I'm trying to compile a program including a kernel with MSVS 2012 and CUDA. I use shared memory, but unlike in this question regarding the same problem, I only use my variable name for this kernel's shared memory once, so there's no issue of redefinition. With code like this:
template<typename T>
__global__ void mykernel(
const T* __restrict__ data,
T* __restrict__ results)
{
extern __shared__ T warp_partial_results[];
/* ... */
warp_partial_results[lane_id] = something;
/* ... */
results[something_else] = warp_partial_results[something_else];
/* ... */
}
which is instantiated for several types (e.g. float, int, unsigned int), I get the dreaded
declaration is incompatible with previous "warp_partial_results"
message. What could cause this?
CUDA doesn't immediately 'support' dynamically-allocated shared memory arrays in templated functions, as it (apparently) generates actual definitions of those extern's. If you instantiate a templated function for multiple types, the definitions would conflict.

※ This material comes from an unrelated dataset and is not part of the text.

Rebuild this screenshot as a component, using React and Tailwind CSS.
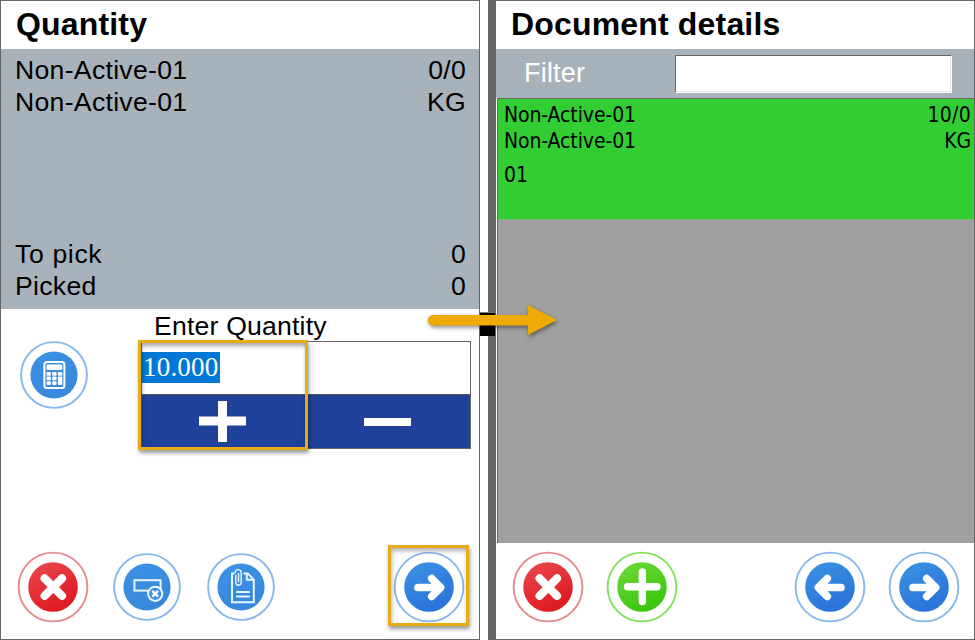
import React from "react";

const sans = "font-['Liberation_Sans',Arial,sans-serif]";

function Round({ id, ring, from, to, small, children }) {
  return (
    <svg width="72" height="72" viewBox="-36 -36 72 72" className="block shrink-0">
      <defs>
        <linearGradient id={id} x1="0" y1="0" x2="0.5" y2="1">
          <stop offset="0" stopColor={from} />
          <stop offset="1" stopColor={to} />
        </linearGradient>
      </defs>
      <circle r={small ? 32.9 : 34.4} fill="#fff" stroke={ring} strokeWidth="1.9" />
      <circle r={small ? 23.6 : 24.8} fill={`url(#${id})`} />
      {children}
    </svg>
  );
}

const blue = { ring: "#88b8ec", from: "#3b93e3", to: "#2a74da" };
const flat = { ring: "#88b8ec", from: "#3b92e4", to: "#3888dc" };
const red = { ring: "#e68a90", from: "#ea4a50", to: "#df1a22" };

function Cancel({ id }) {
  return (
    <Round id={id} {...red}>
      <path d="M-8.4 -8.6L9 8.8M9 -8.6L-8.4 8.8" stroke="#fff" strokeWidth="8.2" strokeLinecap="round" />
    </Round>
  );
}

function Arrow({ id, back }) {
  return (
    <Round id={id} {...blue}>
      <g transform={back ? "scale(-1 1)" : undefined}>
        <path
          d="M-11 0.5H10M2.8 -8.4L11.6 0.5L2.8 9.4"
          fill="none"
          stroke="#fff"
          strokeWidth="7.7"
          strokeLinecap="round"
          strokeLinejoin="round"
        />
      </g>
    </Round>
  );
}

function Calculator() {
  return (
    <Round id="calc" {...flat} small>
      <rect x="-9.6" y="-13" width="20" height="26" rx="2.6" fill="none" stroke="#fff" strokeWidth="2" />
      <rect x="-7.5" y="-10.6" width="15.8" height="5.6" rx="1.3" fill="#fff" />
      <g fill="#fff">
        {[-3, 1.6, 6.2].map((y) => (
          <g key={y}>
            <rect x="-7.5" y={y} width="4.4" height="3.7" rx="0.8" />
            <rect x="-1.8" y={y} width="4.4" height="3.7" rx="0.8" />
          </g>
        ))}
        <rect x="3.9" y="-3" width="4.4" height="3.7" rx="0.8" />
        <rect x="3.9" y="1.6" width="4.4" height="8.3" rx="0.8" />
      </g>
    </Round>
  );
}

function ClearField() {
  return (
    <Round id="clear" {...flat} small>
      <rect x="-12.6" y="-6.8" width="26.2" height="10.4" fill="none" stroke="#eaf4ff" strokeWidth="2" />
      <circle cx="8.2" cy="6.8" r="7.1" fill="#3a8fe1" stroke="#eaf4ff" strokeWidth="2" />
      <path d="M5.3 3.9L11.1 9.7M11.1 3.9L5.3 9.7" stroke="#fff" strokeWidth="2.4" />
    </Round>
  );
}

function Attachment() {
  return (
    <Round id="attach" {...flat} small>
      <g fill="none" stroke="#eaf4ff" strokeWidth="2">
        <path d="M-6.4 -13.4H-9V15.2H12.8V-7.4L6.8 -13.6H2.4" />
        <path d="M5.8 -13.6V-7.2H12.6" />
        <path d="M-4.8 5H8.8M-4.8 9.6H8.8" />
        <path
          d="M-5.2 -11.5V-4.4A2.7 2.7 0 0 0 0.2 -4.4V-14.4A2.9 2.9 0 0 0 -5.8 -14.4M-2.5 -13.4V-5.4"
          strokeWidth="1.4"
          strokeLinecap="round"
        />
      </g>
    </Round>
  );
}

function Add() {
  return (
    <Round id="add" ring="#83e25a" from="#6fda3c" to="#3cc60e">
      <path d="M0.3 -15V14.5M-14.5 -0.3H15" stroke="#fff" strokeWidth="7.4" strokeLinecap="round" />
    </Round>
  );
}

function Pair({ left, right }) {
  return (
    <div className="flex justify-between">
      <span>{left}</span>
      <span>{right}</span>
    </div>
  );
}

function QuantityPanel() {
  return (
    <section className="flex h-full w-[480px] flex-col border border-[#666] bg-white">
      <h1 className="h-12 pl-[15px] text-[32px] leading-[46px] font-bold tracking-[0.17px]">Quantity</h1>
      <div className="flex h-[260px] flex-col justify-between bg-[#a8b2ba] pt-[5px] pr-[13px] pb-[7px] pl-[14px] text-[26.6px] leading-8 tracking-[0.3px]">
        <div>
          <Pair left="Non-Active-01" right="0/0" />
          <Pair left="Non-Active-01" right="KG" />
        </div>
        <div>
          <Pair left={<span className="tracking-[0.65px]">To pick</span>} right="0" />
          <Pair left="Picked" right="0" />
        </div>
      </div>
      <div className="flex flex-1">
        <div className="w-[139px] pt-[30px] pl-[16.5px]">
          <Calculator />
        </div>
        <div className="w-[331px]">
          <div className="h-8 pt-px pl-[14px] text-[26.6px] leading-8 tracking-[0.2px]">Enter Quantity</div>
          <div className="relative ml-px h-[108px] w-[330px] border border-[#666]">
            <div className="flex h-[52px] items-center">
              <span className="-mt-px h-[31px] w-[78px] border-r border-[#8a5a28] bg-[#0078d7] pl-px font-['Liberation_Serif','Times_New_Roman',serif] text-[27px] leading-[31px] tracking-[0.2px] text-white">
                10.000
              </span>
            </div>
            <div className="flex h-[54px] border-t border-[#555] bg-[#20419a]">
              <div className="flex w-[161px] items-center justify-center">
                <svg width="47" height="41" className="block">
                  <path d="M0 20H47M23.5 0V41" stroke="#fff" strokeWidth="9" />
                </svg>
              </div>
              <div className="flex flex-1 items-center justify-center pl-px">
                <div className="h-2 w-[47px] bg-white" />
              </div>
            </div>
            <div className="absolute -top-[2px] -left-[4px] h-[110px] w-[170px] border-3 border-[#e8ab18] shadow-[1px_3px_4px_rgba(0,0,0,0.4),inset_1px_3px_4px_rgba(0,0,0,0.35)]" />
          </div>
        </div>
      </div>
      <div className="relative flex h-[88px] pl-[5px]">
        <div className="flex w-[94px] justify-center"><Cancel id="cancelLeft" /></div>
        <div className="flex w-[94px] justify-center"><ClearField /></div>
        <div className="flex w-[94px] justify-center"><Attachment /></div>
        <div className="w-[94px]" />
        <div className="flex w-[94px] justify-center"><Arrow id="nextLeft" /></div>
        <div className="absolute -top-[6px] left-[387px] h-[81px] w-[81px] border-3 border-[#e8ab18] shadow-[1px_3px_4px_rgba(0,0,0,0.4),inset_1px_3px_4px_rgba(0,0,0,0.3)]" />
      </div>
    </section>
  );
}

function DetailsPanel() {
  return (
    <section className="flex h-full w-[487px] flex-col border-y border-r border-l-8 border-[#666] bg-white">
      <h1 className="h-12 pl-[15px] text-[32px] leading-[46px] font-bold tracking-[0.17px]">Document details</h1>
      <div className="flex h-[49px] items-center bg-[#a8b2ba]">
        <span className="-mt-[2px] w-[179px] pl-7 text-[27px] leading-8 tracking-[0.2px] text-white">Filter</span>
        <div className="h-[38px] w-[277px] border border-t-[#666] border-r-white border-b-white border-l-[#666] bg-white">
          <div className="h-full border-r border-b border-[#e3e3e3]" />
        </div>
      </div>
      <div className="ml-px flex-1 border-t border-l border-[#666] bg-[#a0a0a0]">
        <div className="h-[121px] border-b border-[#83b583] bg-[#32cd32] pt-[3px] pr-[3px] pl-[6px] font-['DejaVu_Sans_Condensed','DejaVu_Sans',sans-serif] text-[21px] leading-[26px] tracking-[-0.1px] [font-stretch:condensed]">
          <Pair left="Non-Active-01" right={<span className="tracking-[0.25px]">10/0</span>} />
          <Pair left="Non-Active-01" right="KG" />
          <div className="mt-2">01</div>
        </div>
      </div>
      <div className="flex h-24 pt-2 pl-[5px]">
        <div className="flex w-[94px] justify-center"><Cancel id="cancelRight" /></div>
        <div className="flex w-[94px] justify-center"><Add /></div>
        <div className="w-[94px]" />
        <div className="flex w-[94px] justify-center"><Arrow id="back" back /></div>
        <div className="flex w-[94px] justify-center"><Arrow id="nextRight" /></div>
      </div>
    </section>
  );
}

export default function App() {
  return (
    <main className={`relative flex h-[640px] w-[975px] justify-between overflow-hidden bg-white text-black ${sans}`}>
      <QuantityPanel />
      <DetailsPanel />
      <svg className="absolute top-[296px] left-[420px]" width="150" height="50">
        <rect x="60" y="16" width="15" height="24" fill="#000" />
        <path d="M60 16.5H75" stroke="#777" />
        <g fill="#f0aa05" className="drop-shadow-[1px_2px_2px_rgba(0,0,0,0.45)]">
          <path d="M13 19H108V9L137 24L108 39V29.5H13A5.2 5.2 0 0 1 13 19Z" />
        </g>
      </svg>
    </main>
  );
}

A workaround is available in the form of template specialization via classes. See:
http://www.ecse.rpi.edu/~wrf/wiki/ParallelComputingSpring2015/cuda/nvidia/samples/0_Simple/simpleTemplates/sharedmem.cuh
You use the workaround as follows:
template<class T> __global__ void foo( T* g_idata, T* g_odata)
{
// shared memory
// the size is determined by the host application
SharedMem<T> shared;
T* sdata = shared.getPointer();
// .. the rest of the code remains unchanged!
}
the getPointer()
has* a specialized implementation for every type, which returns a different pointer, e.g. extern __shared__ float* shared_mem_float
or extern __shared__ int* shared_mem_int
etc.
(*) - Not really. in NVidia's supplied header file they specialize for some basic types and that's that.